== Short problem ==
For the data below, work out how many lines include the string "React" and report only the number.

++++++++

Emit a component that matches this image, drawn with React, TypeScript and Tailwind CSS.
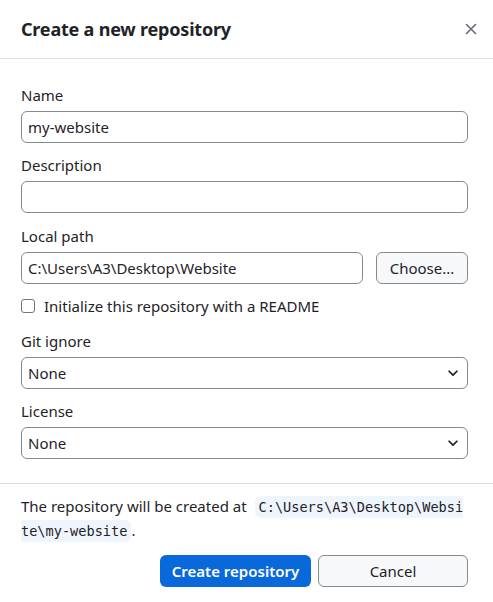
const Label = ({ children }: { children: React.ReactNode }) => (
  <div className="text-[15px] leading-[20px] text-[#1f2328] mb-[6px]">{children}</div>
)

const Chevron = () => (
  <svg width="14" height="14" viewBox="0 0 16 16" className="shrink-0">
    <path d="M3.5 6 8 10.5 12.5 6" fill="none" stroke="#1f2328" strokeWidth="2" strokeLinecap="round" strokeLinejoin="round" />
  </svg>
)

const SelectBox = ({ value }: { value: string }) => (
  <div className="h-[32px] w-full rounded-[6px] border border-[#858a91] flex items-center justify-between pl-[6px] pr-[7px] text-[15px] text-[#1f2328]">
    <span>{value}</span>
    <Chevron />
  </div>
)

const App = () => {
  return (
    <div className="w-[493px] h-[602px] bg-white font-['Noto_Sans',sans-serif] text-[#1f2328]">
      <div className="h-[59px] flex items-center justify-between pl-[21px] pr-[14px] border-b border-[#d8dee4]">
        <h1 className="text-[18px] font-bold tracking-[-0.2px]">Create a new repository</h1>
        <svg width="16" height="16" viewBox="0 0 16 16">
          <path d="M3.5 3.5 12.5 12.5 M12.5 3.5 3.5 12.5" stroke="#636c76" strokeWidth="1.6" strokeLinecap="round" />
        </svg>
      </div>

      <div className="pl-[21px] pr-[25px] pt-[26px] border-b border-[#d8dee4] pb-[24px]">
        <Label>Name</Label>
        <div className="h-[32px] rounded-[6px] border border-[#858a91] flex items-center px-[6px] text-[15px]">my-website</div>

        <div className="mt-[12px]"><Label>Description</Label></div>
        <div className="h-[32px] rounded-[6px] border border-[#858a91]"></div>

        <div className="mt-[13px]"><Label>Local path</Label></div>
        <div className="flex gap-[13px]">
          <div className="flex-1 h-[32px] rounded-[6px] border border-[#858a91] flex items-center px-[6px] text-[15px]">C:\Users\A3\Desktop\Website</div>
          <div className="w-[92px] h-[32px] rounded-[6px] border border-[#858a91] bg-[#f6f8fa] flex items-center justify-center text-[15px]">Choose...</div>
        </div>

        <label className="mt-[11px] flex items-center gap-[9px] text-[15px] h-[22px]">
          <span className="w-[14px] h-[14px] rounded-[3px] border border-[#6e7781] bg-white"></span>
          Initialize this repository with a README
        </label>

        <div className="mt-[14px]"><Label>Git ignore</Label></div>
        <SelectBox value="None" />

        <div className="mt-[12px]"><Label>License</Label></div>
        <SelectBox value="None" />
      </div>

      <div className="pl-[21px] pr-[25px] pt-[11px]">
        <p className="text-[15px] leading-[23px] break-all">
          The repository will be created at{' '}
          <code className="ml-[4px] font-['DejaVu_Sans_Mono',monospace] text-[13.6px] bg-[#eff5fd] rounded-[6px] px-[4px] py-[3px]">C:\Users\A3\Desktop\Website\my-website</code>.
        </p>
        <div className="mt-[12px] flex justify-end gap-[7px]">
          <button className="w-[151px] h-[32px] rounded-[6px] bg-[#0969da] text-white text-[15px] font-semibold">Create repository</button>
          <button className="w-[150px] h-[32px] rounded-[6px] border border-[#858a91] bg-[#f6f8fa] text-[15px]">Cancel</button>
        </div>
      </div>
    </div>
  )
}

export default App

++++++++

== Answer to this exercise ==
2